Landon: He’s probably the only director on this list whose entire filmography can be viewed in an afternoon with time to spare. Not only is the idea of dying for your art romantic to an intoxicating degree, but so is the notion of being posthumously appreciated, and having an influence that stands in inverse proportion to actual output.
It’s hard not to get caught up in that, yet I find myself preferring Jean Renoir’s school of French interwar art filmmaking.
Scott: And I’d rather have success while I’m breathing.
Do you think his death helped his legacy with the filmmakers who would become the New Wave?

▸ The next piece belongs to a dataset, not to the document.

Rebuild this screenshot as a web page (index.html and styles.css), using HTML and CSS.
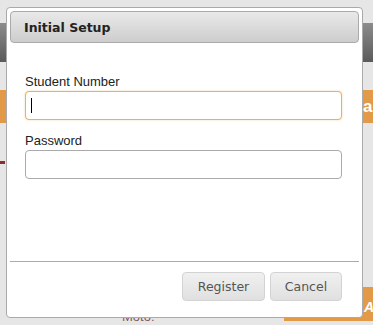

Landon: I think the content and style have a more palpable influence. You can definitely see Vigo’s chaotic editing style in Breathless, and Zero de Conduite gets an obvious narrative re-working in 400 Blows.
Scott: They saw someone who was not content to do what was expected.
Landon: Exactly. I think the sense of re-discovery is a big part of it: the fact that his films were dismissed and then viewed by a later generation who thought, “Oh, cinema can be this, too?” combined with the fact that a film like L’Atalante has been a decades-long restoration project. The passion around this film is clearer than many of the others we’ve seen, but that makes it all the harder to let the film stand on its own in a timeless way.
Scott: Combined with the poetic injustice of a commercial venture taking over Vigo’s artistic vision and releasing a drastically reduced cut into theaters. That can rally the troops of truth and beauty. You know, I didn’t love it or hate it, but without it, dozens of brilliant movies would not have been made (or been made so daringly well).
So I’d say Vigo accomplished something pretty special here.
Landon: I’d bet my favorite pair of hands in a jar that you’re right.
Scott: I’ll see that, and raise you my creepy puppet conductor.